* Plaintiffs say Bear knew business, stock were risky
* Breach of fiduciary duty alleged
* JPMorgan bought Bear in Fed-brokered takeover in 2008
March 21 Former Bear Stearns Cos workers who
suffered large losses by holding company stock in their
retirement plan will recover $10 million in a settlement with
JPMorgan Chase & Co, which bought Bear in 2008, court
The settlement addressed claims raised on behalf of more
than 8,400 people who lost roughly $215 million in retirement
savings by owning Bear stock in an employee stock ownership plan
between Aug. 1, 2007 and March 24, 2008, court papers show.
It was filed Tuesday night with the U.S. District Court in
Manhattan following more than two years of mediation, and
requires court approval.
Neither JPMorgan nor lawyers for the plaintiffs immediately
responded to requests for comment.
The plaintiffs' lawyers in court papers called the
settlement "fair, adequate, and reasonable," and reflected the
risk that available insurance coverage could be depleted.

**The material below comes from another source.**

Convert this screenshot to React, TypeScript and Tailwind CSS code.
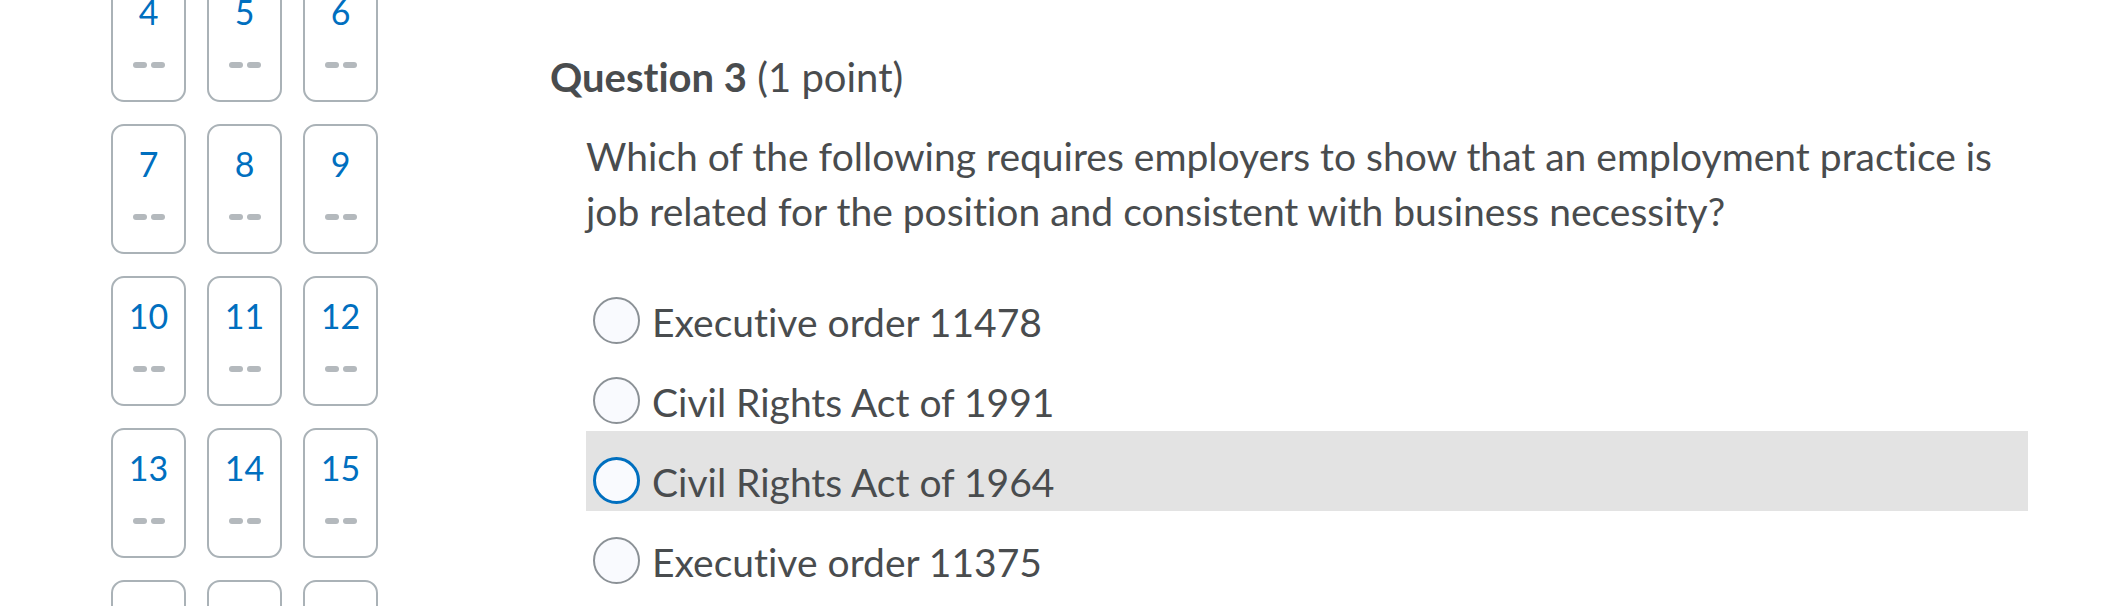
const tiles = Array.from({ length: 15 }, (_, i) => i + 4)

const options = [
  { label: "Executive order 11478", focused: false },
  { label: "Civil Rights Act of 1991", focused: false },
  { label: "Civil Rights Act of 1964", focused: true },
  { label: "Executive order 11375", focused: false },
]

function QuestionTile({ n }: { n: number }) {
  return (
    <div className="h-[130px] w-[75px] rounded-[13px] border-2 border-[#aab2b7] bg-white flex flex-col items-center">
      <span className="pt-[18px] text-[34px] leading-[40px] text-[#006fbf]">{n}</span>
      <div className="mt-[30px] flex gap-[4px]">
        <span className="h-[6px] w-[14px] rounded-[3px] bg-[#b4b9bd]" />
        <span className="h-[6px] w-[14px] rounded-[3px] bg-[#b4b9bd]" />
      </div>
    </div>
  )
}

export default function App() {
  return (
    <div
      className="h-[606px] w-[2125px] overflow-hidden bg-white text-[#494c4e] flex [font-variant-ligatures:none]"
      style={{ fontFamily: "Lato, 'Open Sans', sans-serif" }}
    >
      {/* question navigator, scrolled part-way */}
      <div className="pl-[111px] -mt-[28px]">
        <div className="grid grid-cols-[repeat(3,75px)] gap-x-[21px] gap-y-[22px]">
          {tiles.map((n) => (
            <QuestionTile key={n} n={n} />
          ))}
        </div>
      </div>

      {/* question body */}
      <div className="ml-[172px] w-[1478px] pt-[54px]">
        <h2 className="text-[40px] leading-[46px]">
          <span className="font-bold">Question 3</span> (1 point)
        </h2>

        <p className="mt-[29px] ml-[36px] w-[1442px] text-[39px] leading-[55px]">
          Which of the following requires employers to show that an employment practice is job related for the
          position and consistent with business necessity?
        </p>

        <div className="mt-[32px] ml-[36px] w-[1442px]">
          {options.map((o) => (
            <label
              key={o.label}
              className={`flex h-[80px] items-start gap-[12px] pl-[7px] pt-[26px] ${o.focused ? "bg-[#e3e3e3]" : ""}`}
            >
              <span
                className={`h-[47px] w-[47px] shrink-0 rounded-full bg-[#f9fafe] ${
                  o.focused ? "border-[3.5px] border-[#006fbf]" : "border-2 border-[#8b9196]"
                }`}
              />
              <span className="text-[39px] leading-[47px] pt-[2px]">{o.label}</span>
            </label>
          ))}
        </div>
      </div>
    </div>
  )
}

JPMorgan bought Bear in May 2008 for $10 per share, far
below the $170 that the stock once commanded, in a buyout
brokered by the U.S. Federal Reserve.
The transaction occurred after fleeing clients led to a
liquidity crunch at Bear, driving the 85-year-old investment
bank to the brink of collapse.
According to the 228-page complaint, Bear knew its business
model, being heavily tied to risky mortgages, was unsustainable,
making it imprudent and a breach of fiduciary duty to include
company stock in the retirement plan.
Lead plaintiffs in the case are Shelden Greenberg, a Staten
Island, New York resident who worked at Bear from 1981 to 2003;
and Aaron Howard, a Los Angeles resident who worked at Bear from
1995 to 2007.
The case is In re: Bear Stearns Companies ERISA Litigation,
U.S. District Court, Southern District of New York, No.